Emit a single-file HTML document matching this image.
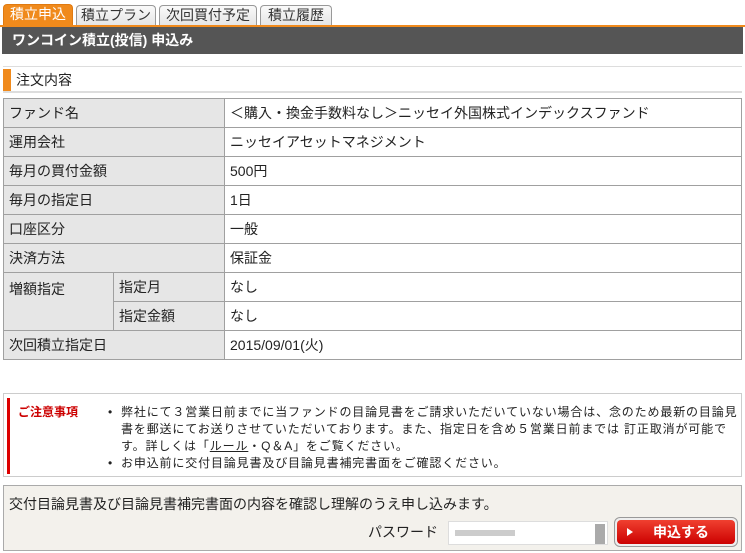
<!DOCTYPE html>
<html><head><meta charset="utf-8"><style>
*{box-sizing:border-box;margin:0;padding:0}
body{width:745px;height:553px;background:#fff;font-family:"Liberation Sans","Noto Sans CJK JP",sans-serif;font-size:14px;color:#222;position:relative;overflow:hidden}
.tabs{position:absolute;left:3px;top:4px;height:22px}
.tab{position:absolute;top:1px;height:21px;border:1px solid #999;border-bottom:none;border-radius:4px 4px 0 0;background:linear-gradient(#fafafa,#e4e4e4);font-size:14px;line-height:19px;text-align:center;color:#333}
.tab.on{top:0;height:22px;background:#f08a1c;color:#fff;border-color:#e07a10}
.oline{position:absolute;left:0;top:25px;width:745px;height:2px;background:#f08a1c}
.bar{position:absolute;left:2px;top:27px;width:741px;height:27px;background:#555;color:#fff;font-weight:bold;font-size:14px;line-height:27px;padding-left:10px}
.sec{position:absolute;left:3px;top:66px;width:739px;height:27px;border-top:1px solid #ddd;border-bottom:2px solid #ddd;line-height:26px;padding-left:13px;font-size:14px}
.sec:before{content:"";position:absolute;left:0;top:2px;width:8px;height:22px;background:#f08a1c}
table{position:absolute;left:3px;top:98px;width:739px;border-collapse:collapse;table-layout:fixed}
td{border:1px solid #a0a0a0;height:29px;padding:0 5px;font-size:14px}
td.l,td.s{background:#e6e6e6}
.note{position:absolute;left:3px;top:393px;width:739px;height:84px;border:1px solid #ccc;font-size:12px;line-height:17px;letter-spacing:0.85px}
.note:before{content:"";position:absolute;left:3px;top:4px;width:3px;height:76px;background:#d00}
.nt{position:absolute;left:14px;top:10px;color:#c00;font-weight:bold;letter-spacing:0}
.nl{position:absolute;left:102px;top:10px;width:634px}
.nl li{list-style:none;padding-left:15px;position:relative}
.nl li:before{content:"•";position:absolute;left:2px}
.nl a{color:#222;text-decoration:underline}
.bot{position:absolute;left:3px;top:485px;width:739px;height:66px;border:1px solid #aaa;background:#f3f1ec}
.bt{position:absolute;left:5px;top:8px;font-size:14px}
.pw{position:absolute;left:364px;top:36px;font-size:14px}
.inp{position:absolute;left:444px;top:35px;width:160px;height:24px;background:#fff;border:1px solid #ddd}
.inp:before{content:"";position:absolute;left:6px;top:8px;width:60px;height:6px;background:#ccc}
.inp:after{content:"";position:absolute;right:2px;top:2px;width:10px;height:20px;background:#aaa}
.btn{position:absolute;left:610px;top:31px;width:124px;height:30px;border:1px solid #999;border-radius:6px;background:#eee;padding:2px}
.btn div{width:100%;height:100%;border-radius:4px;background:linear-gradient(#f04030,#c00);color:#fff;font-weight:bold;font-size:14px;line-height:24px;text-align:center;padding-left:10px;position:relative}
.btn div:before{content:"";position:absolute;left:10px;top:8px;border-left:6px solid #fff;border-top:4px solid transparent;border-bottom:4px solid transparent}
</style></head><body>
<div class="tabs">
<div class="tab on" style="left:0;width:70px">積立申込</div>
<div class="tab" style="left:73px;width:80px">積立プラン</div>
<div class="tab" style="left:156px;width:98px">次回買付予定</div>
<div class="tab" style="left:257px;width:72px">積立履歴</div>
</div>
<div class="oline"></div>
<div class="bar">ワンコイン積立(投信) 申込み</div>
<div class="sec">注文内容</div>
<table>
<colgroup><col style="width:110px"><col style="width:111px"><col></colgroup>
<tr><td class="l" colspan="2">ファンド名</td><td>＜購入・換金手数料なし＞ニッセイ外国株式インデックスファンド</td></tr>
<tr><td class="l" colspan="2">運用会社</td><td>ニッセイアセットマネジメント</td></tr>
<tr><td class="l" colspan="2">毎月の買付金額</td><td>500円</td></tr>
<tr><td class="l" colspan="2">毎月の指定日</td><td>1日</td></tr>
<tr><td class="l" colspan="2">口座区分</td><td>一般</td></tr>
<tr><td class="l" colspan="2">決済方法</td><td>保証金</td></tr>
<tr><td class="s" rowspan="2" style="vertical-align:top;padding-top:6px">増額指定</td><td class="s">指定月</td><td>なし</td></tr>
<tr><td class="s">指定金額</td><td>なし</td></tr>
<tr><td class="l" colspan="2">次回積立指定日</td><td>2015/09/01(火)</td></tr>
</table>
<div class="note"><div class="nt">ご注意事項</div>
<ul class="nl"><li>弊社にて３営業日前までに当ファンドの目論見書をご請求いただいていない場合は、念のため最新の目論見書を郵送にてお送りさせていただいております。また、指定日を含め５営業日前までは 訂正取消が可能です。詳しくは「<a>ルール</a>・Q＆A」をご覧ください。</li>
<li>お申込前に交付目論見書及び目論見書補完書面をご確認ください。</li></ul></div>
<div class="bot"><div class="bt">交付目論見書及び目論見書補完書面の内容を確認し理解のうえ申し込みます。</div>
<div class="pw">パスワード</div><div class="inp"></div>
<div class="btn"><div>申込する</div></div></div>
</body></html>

· · · · · · ·

### Prompt
Repeat the material exactly as it reads, without any of its pictures.

### Result of this exercise
Emit a single-file HTML document matching this image.
<!DOCTYPE html>
<html><head><meta charset="utf-8"><style>
*{box-sizing:border-box;margin:0;padding:0}
body{width:745px;height:553px;background:#fff;font-family:"Liberation Sans","Noto Sans CJK JP",sans-serif;font-size:14px;color:#222;position:relative;overflow:hidden}
.tabs{position:absolute;left:3px;top:4px;height:22px}
.tab{position:absolute;top:1px;height:21px;border:1px solid #999;border-bottom:none;border-radius:4px 4px 0 0;background:linear-gradient(#fafafa,#e4e4e4);font-size:14px;line-height:19px;text-align:center;color:#333}
.tab.on{top:0;height:22px;background:#f08a1c;color:#fff;border-color:#e07a10}
.oline{position:absolute;left:0;top:25px;width:745px;height:2px;background:#f08a1c}
.bar{position:absolute;left:2px;top:27px;width:741px;height:27px;background:#555;color:#fff;font-weight:bold;font-size:14px;line-height:27px;padding-left:10px}
.sec{position:absolute;left:3px;top:66px;width:739px;height:27px;border-top:1px solid #ddd;border-bottom:2px solid #ddd;line-height:26px;padding-left:13px;font-size:14px}
.sec:before{content:"";position:absolute;left:0;top:2px;width:8px;height:22px;background:#f08a1c}
table{position:absolute;left:3px;top:98px;width:739px;border-collapse:collapse;table-layout:fixed}
td{border:1px solid #a0a0a0;height:29px;padding:0 5px;font-size:14px}
td.l,td.s{background:#e6e6e6}
.note{position:absolute;left:3px;top:393px;width:739px;height:84px;border:1px solid #ccc;font-size:12px;line-height:17px;letter-spacing:0.85px}
.note:before{content:"";position:absolute;left:3px;top:4px;width:3px;height:76px;background:#d00}
.nt{position:absolute;left:14px;top:10px;color:#c00;font-weight:bold;letter-spacing:0}
.nl{position:absolute;left:102px;top:10px;width:634px}
.nl li{list-style:none;padding-left:15px;position:relative}
.nl li:before{content:"•";position:absolute;left:2px}
.nl a{color:#222;text-decoration:underline}
.bot{position:absolute;left:3px;top:485px;width:739px;height:66px;border:1px solid #aaa;background:#f3f1ec}
.bt{position:absolute;left:5px;top:8px;font-size:14px}
.pw{position:absolute;left:364px;top:36px;font-size:14px}
.inp{position:absolute;left:444px;top:35px;width:160px;height:24px;background:#fff;border:1px solid #ddd}
.inp:before{content:"";position:absolute;left:6px;top:8px;width:60px;height:6px;background:#ccc}
.inp:after{content:"";position:absolute;right:2px;top:2px;width:10px;height:20px;background:#aaa}
.btn{position:absolute;left:610px;top:31px;width:124px;height:30px;border:1px solid #999;border-radius:6px;background:#eee;padding:2px}
.btn div{width:100%;height:100%;border-radius:4px;background:linear-gradient(#f04030,#c00);color:#fff;font-weight:bold;font-size:14px;line-height:24px;text-align:center;padding-left:10px;position:relative}
.btn div:before{content:"";position:absolute;left:10px;top:8px;border-left:6px solid #fff;border-top:4px solid transparent;border-bottom:4px solid transparent}
</style></head><body>
<div class="tabs">
<div class="tab on" style="left:0;width:70px">積立申込</div>
<div class="tab" style="left:73px;width:80px">積立プラン</div>
<div class="tab" style="left:156px;width:98px">次回買付予定</div>
<div class="tab" style="left:257px;width:72px">積立履歴</div>
</div>
<div class="oline"></div>
<div class="bar">ワンコイン積立(投信) 申込み</div>
<div class="sec">注文内容</div>
<table>
<colgroup><col style="width:110px"><col style="width:111px"><col></colgroup>
<tr><td class="l" colspan="2">ファンド名</td><td>＜購入・換金手数料なし＞ニッセイ外国株式インデックスファンド</td></tr>
<tr><td class="l" colspan="2">運用会社</td><td>ニッセイアセットマネジメント</td></tr>
<tr><td class="l" colspan="2">毎月の買付金額</td><td>500円</td></tr>
<tr><td class="l" colspan="2">毎月の指定日</td><td>1日</td></tr>
<tr><td class="l" colspan="2">口座区分</td><td>一般</td></tr>
<tr><td class="l" colspan="2">決済方法</td><td>保証金</td></tr>
<tr><td class="s" rowspan="2" style="vertical-align:top;padding-top:6px">増額指定</td><td class="s">指定月</td><td>なし</td></tr>
<tr><td class="s">指定金額</td><td>なし</td></tr>
<tr><td class="l" colspan="2">次回積立指定日</td><td>2015/09/01(火)</td></tr>
</table>
<div class="note"><div class="nt">ご注意事項</div>
<ul class="nl"><li>弊社にて３営業日前までに当ファンドの目論見書をご請求いただいていない場合は、念のため最新の目論見書を郵送にてお送りさせていただいております。また、指定日を含め５営業日前までは 訂正取消が可能です。詳しくは「<a>ルール</a>・Q＆A」をご覧ください。</li>
<li>お申込前に交付目論見書及び目論見書補完書面をご確認ください。</li></ul></div>
<div class="bot"><div class="bt">交付目論見書及び目論見書補完書面の内容を確認し理解のうえ申し込みます。</div>
<div class="pw">パスワード</div><div class="inp"></div>
<div class="btn"><div>申込する</div></div></div>
</body></html>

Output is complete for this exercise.